The first step in providing strong isolation is setting up the kernel to run in its own address space. When a PC powers on, it initializes itself and then loads a boot loader from disk into memory and executes it. Xv6’s boot loader loads the xv6 kernel from disk and executes it starting at entry. The boot loader loads the xv6 kernel into memory at physical address 0x100000. The reason it doesn’t load the kernel at 0x80100000, where the kernel expects to find its instructions and data, is that there may not be any physical memory at such a high address on a small machine. The reason it places the kernel at 0x100000 rather than 0x0 is because the address range 0xa0000:0x100000 contains I/O devices. To allow the rest of the kernel to run, entry sets up a page table that maps virtual addresses starting at 0x80000000 (called KERNBASE) to physical addresses starting at 0x0. Now entry needs to transfer to the kernel’s C code, and run it in high memory. First it makes the stack pointer, %esp, point to memory to be used as a stack. All symbols have high addresses, including stack, so the stack will still be valid even when the low mappings are removed. Finally entry jumps to main, which is also a high address. The indirect jump is needed because the assembler would otherwise generate a PC-relative direct jump, which would execute the low-memory version of main. Main cannot return, since there’s no return PC on the stack. Now the kernel is running in high addresses in the function main.
After main initializes several devices and subsystems, it creates the first process by calling userinit. Userinit’s first action is to call allocproc. The job of allocproc is to allocate a slot (a struct proc) in the process table and to initialize the parts of the process’s state required for its kernel thread to execute. Allocproc is called for each new process, while userinit is called only for the very first process. Allocproc scans the proc table for a slot with state UNUSED. When it finds an unused slot, allocproc sets the state to EMBRYO to mark it as used and gives the process a unique pid. Next, it tries to allocate a kernel stack for the process’s kernel thread. If the memory allocation fails, allocproc changes the state back to UNUSED and returns zero to signal failure. The way that control transfers from user software to the kernel is via an interrupt mechanism, which is used by system calls, interrupts, and exceptions. Whenever control transfers into the kernel while a process is running, the hardware and xv6 trap entry code save user registers on the process’s kernel stack. The stack pointer %esp is set to the process’s largest valid virtual address, p->sz. The instruction pointer is set to the entry point for the initcode, address 0. Once the process is initialized, userinit marks it available for scheduling by setting p->state to RUNNABLE.
After the first process is prepared, we can start running it.
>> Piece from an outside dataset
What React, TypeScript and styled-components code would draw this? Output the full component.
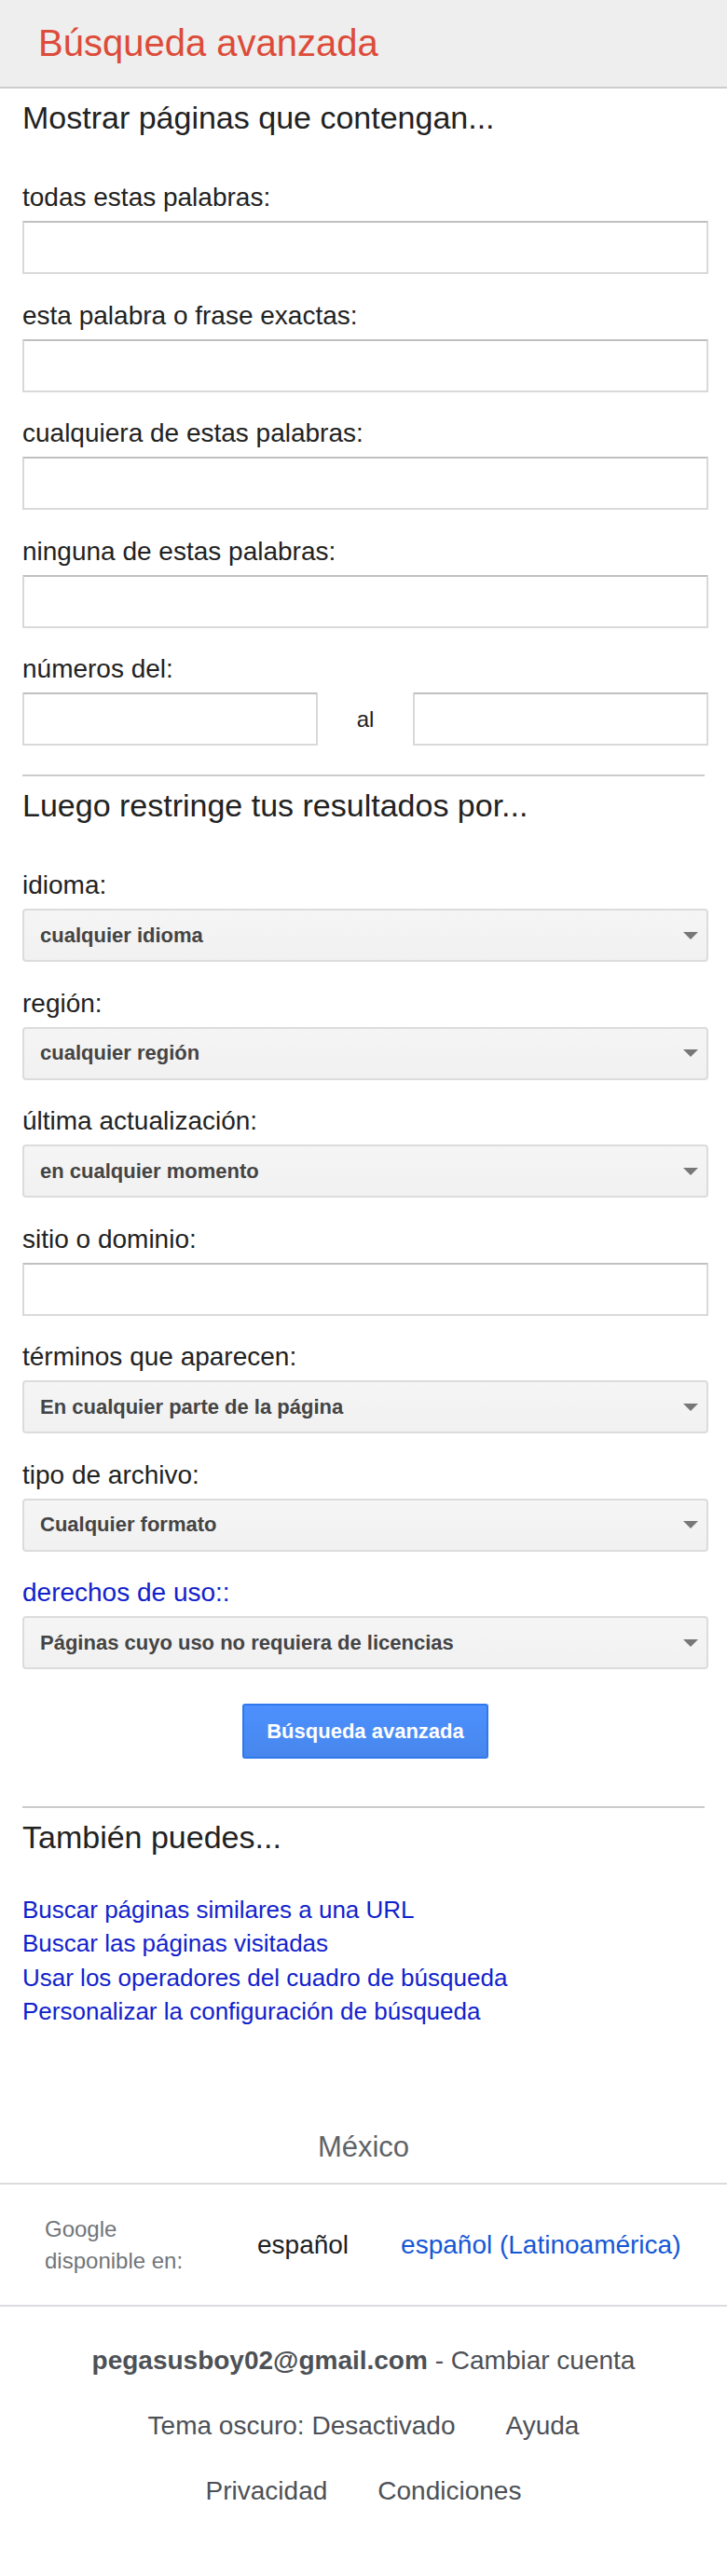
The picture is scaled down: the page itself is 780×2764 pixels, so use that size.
import React from "react";
import styled, { createGlobalStyle } from "styled-components";

const GlobalStyle = createGlobalStyle`
  body {
    margin: 0;
    background: #fff;
    font-family: "Liberation Sans", Arial, sans-serif;
  }
  * { box-sizing: border-box; }
`;

const Page = styled.div`
  min-height: 2764px;
  background: #fff;
`;

const Header = styled.header`
  height: 95px;
  background: #eeeeee;
  border-bottom: 2px solid #cccccc;
  display: flex;
  align-items: center;
  padding-left: 41px;
`;

const Title = styled.h1`
  margin: 0;
  font-size: 40px;
  font-weight: normal;
  color: #dd4b39;
`;

const Main = styled.div`
  padding: 0 20px 0 24px;
`;

const SectionTitle = styled.h2<{ $after?: number }>`
  margin: 11px 0 ${({ $after }) => $after ?? 50}px;
  font-size: 34px;
  line-height: 40px;
  font-weight: normal;
  color: #222;
`;

const Field = styled.div`
  margin-bottom: 28.5px;
`;

const Label = styled.label<{ $link?: boolean }>`
  display: block;
  font-size: 28px;
  line-height: 32px;
  margin-bottom: 9px;
  color: ${({ $link }) => ($link ? "#1122cc" : "#222")};
`;

const TextInput = styled.input`
  display: block;
  width: 100%;
  height: 57px;
  border: 2px solid #d9d9d9;
  border-top-color: #c0c0c0;
  border-radius: 1px;
  background: #fff;
  outline: none;
`;

const RangeRow = styled.div`
  display: grid;
  grid-template-columns: 1fr 102px 1fr;
  align-items: center;
`;

const RangeSep = styled.span`
  text-align: center;
  font-size: 24px;
  color: #222;
`;

const SelectBox = styled.div`
  height: 57px;
  display: flex;
  align-items: center;
  justify-content: space-between;
  padding: 0 9px 0 17px;
  border: 2px solid #dcdcdc;
  border-radius: 4px;
  background: linear-gradient(#f5f5f5, #f1f1f1);
  font-size: 22px;
  font-weight: bold;
  color: #444;
`;

const Divider = styled.hr<{ $top?: number }>`
  margin: ${({ $top }) => $top ?? 0}px 4px 0 0;
  border: 0;
  height: 2px;
  background: #cccccc;
`;

const ButtonRow = styled.div`
  display: flex;
  justify-content: center;
  margin: 37px 0 51px;
`;

const SubmitButton = styled.button`
  width: 264px;
  height: 59px;
  border: 2px solid #3079ed;
  border-radius: 3px;
  background: linear-gradient(#4d90fe, #4787ed);
  color: #fff;
  font-family: inherit;
  font-size: 22px;
  font-weight: bold;
  cursor: pointer;
`;

const LinkList = styled.div`
  display: flex;
  flex-direction: column;
  align-items: flex-start;
`;

const TextLink = styled.a`
  font-size: 26px;
  line-height: 36.3px;
  color: #1122cc;
  text-decoration: none;
`;

const Country = styled.div`
  margin-top: 110px;
  padding-bottom: 20px;
  text-align: center;
  font-size: 31px;
  line-height: 36px;
  color: #5f6368;
`;

const LangBar = styled.div`
  height: 133px;
  display: flex;
  align-items: center;
  padding-left: 48px;
  border-top: 2px solid #dadce0;
  border-bottom: 2px solid #dadce0;
`;

const LangLabel = styled.div`
  width: 160px;
  margin-right: 40px;
  font-size: 24px;
  line-height: 34px;
  color: #70757a;
`;

const LangLink = styled.a<{ $current?: boolean }>`
  padding: 0 28px;
  font-size: 28px;
  line-height: 34px;
  color: ${({ $current }) => ($current ? "#202124" : "#1558d6")};
  text-decoration: none;
`;

const Account = styled.div`
  padding-top: 41px;
  display: flex;
  flex-direction: column;
  gap: 36px;
  font-size: 28px;
  line-height: 34px;
  color: #4d5156;
`;

const FootRow = styled.div`
  display: flex;
  justify-content: center;
  gap: 54px;
`;

const Email = styled.b`
  font-weight: bold;
`;

const Arrow = () => (
  <svg width="16" height="8" viewBox="0 0 16 8">
    <polygon points="0,0 16,0 8,8" fill="#777" />
  </svg>
);

const Select = ({ value }: { value: string }) => (
  <SelectBox>
    <span>{value}</span>
    <Arrow />
  </SelectBox>
);

const textFields = [
  "todas estas palabras:",
  "esta palabra o frase exactas:",
  "cualquiera de estas palabras:",
  "ninguna de estas palabras:",
];

const links = [
  "Buscar páginas similares a una URL",
  "Buscar las páginas visitadas",
  "Usar los operadores del cuadro de búsqueda",
  "Personalizar la configuración de búsqueda",
];

export default function App() {
  return (
    <Page>
      <GlobalStyle />
      <Header>
        <Title>Búsqueda avanzada</Title>
      </Header>

      <Main>
        <SectionTitle>Mostrar páginas que contengan...</SectionTitle>
        {textFields.map((label) => (
          <Field key={label}>
            <Label>{label}</Label>
            <TextInput type="text" />
          </Field>
        ))}
        <Field>
          <Label>números del:</Label>
          <RangeRow>
            <TextInput type="text" />
            <RangeSep>al</RangeSep>
            <TextInput type="text" />
          </RangeRow>
        </Field>

        <Divider $top={31} />
        <SectionTitle>Luego restringe tus resultados por...</SectionTitle>

        <Field>
          <Label>idioma:</Label>
          <Select value="cualquier idioma" />
        </Field>
        <Field>
          <Label>región:</Label>
          <Select value="cualquier región" />
        </Field>
        <Field>
          <Label>última actualización:</Label>
          <Select value="en cualquier momento" />
        </Field>
        <Field>
          <Label>sitio o dominio:</Label>
          <TextInput type="text" />
        </Field>
        <Field>
          <Label>términos que aparecen:</Label>
          <Select value="En cualquier parte de la página" />
        </Field>
        <Field>
          <Label>tipo de archivo:</Label>
          <Select value="Cualquier formato" />
        </Field>
        <Field>
          <Label $link>derechos de uso::</Label>
          <Select value="Páginas cuyo uso no requiera de licencias" />
        </Field>

        <ButtonRow>
          <SubmitButton>Búsqueda avanzada</SubmitButton>
        </ButtonRow>

        <Divider />
        <SectionTitle $after={40}>También puedes...</SectionTitle>
        <LinkList>
          {links.map((l) => (
            <TextLink key={l} href="#">
              {l}
            </TextLink>
          ))}
        </LinkList>
      </Main>

      <Country>México</Country>
      <LangBar>
        <LangLabel>Google disponible en:</LangLabel>
        <LangLink $current>español</LangLink>
        <LangLink href="#">español (Latinoamérica)</LangLink>
      </LangBar>

      <Account>
        <FootRow>
          <span>
            <Email>pegasusboy02@gmail.com</Email> - Cambiar cuenta
          </span>
        </FootRow>
        <FootRow>
          <span>Tema oscuro: Desactivado</span>
          <span>Ayuda</span>
        </FootRow>
        <FootRow>
          <span>Privacidad</span>
          <span>Condiciones</span>
        </FootRow>
      </Account>
    </Page>
  );
}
After main calls userinit, mpmain calls scheduler to start running processes. scheduler looks for a process with p->state set to RUNNABLE, and there’s only one: initproc. scheduler now sets p->state to RUNNING and calls swtch to perform context switch to the target process’s kernel thread. swtch first saves the current registers. The current context is not a process but rather a special per-cpu scheduler context, so scheduler tells swtch to save the current hardware registers in per-cpu storage (cpu->scheduler) rather than in any process’s kernel thread context. swtch then loads the saved registers of the target kernel thread (p->context into the x86 hardware registers, including the stack pointer and instruction pointer. The final ret instruction pops the target process’s %eip from the stack, finishing the context switch. Now the processor is running on the kernel stack of process p.
The first action of initcode.S is to invoke the exec system call. Exec replaces the memory and registers of the current process with a new program, but it leaves the file descriptors, process id, and parent process unchanged. Initcode.S begins by pushing three values on the stack --$argv, $init, and $0—and then sets %eax to SYS_exec and executes int T_SYSCALL: it is asking the kernel to run the exec system call. Exec at a high level replaces initcode with the /init binary, loaded out of the file system. Now init-code is done, and the process will run /init instead. Init creates a new console device file if needed and then opens it as file descriptors 0, 1, and 2. Then it loops, starting a console shell, handles orphaned zombies until the shell exits, and repeats. The system is up.

Part 3

Chapter 6. File Systems


The purpose of a file system is to organize and store data. File systems typically support sharing of data among users and applications, as well as persistence so that data is still available after a reboot. The xv6 file system implementation is organized in seven layers, shown in Figure 6-1. The disk layer reads and writes blocks on an IDE hard drive. The buffer cache layer caches disk blocks and synchronizes access to them, making sure that only one kernel process at a time can modify the data stored in any particular block. The logging layer allows higher layers to wrap updates to several blocks in a transaction, and ensures that the blocks are updated atomically in the face of crashes (i.e., all of them are updated or none). The inode layer provides individual files, each represented as an inode with a unique i-number and some blocks holding the file’s data. The directory layer implements each directory as a special kind of inode whose content is a sequence of directory entries, each of which contains a file’s name and i-number. The pathname layer provides hierarchical path names like /usr/rtm/xv6/fs.c, and resolves them with recursive lookup. The file descriptor layer abstracts many Unix resources (e.g., pipes, devices, files, etc.) using the file system interface, simplifying the lives of application programmers.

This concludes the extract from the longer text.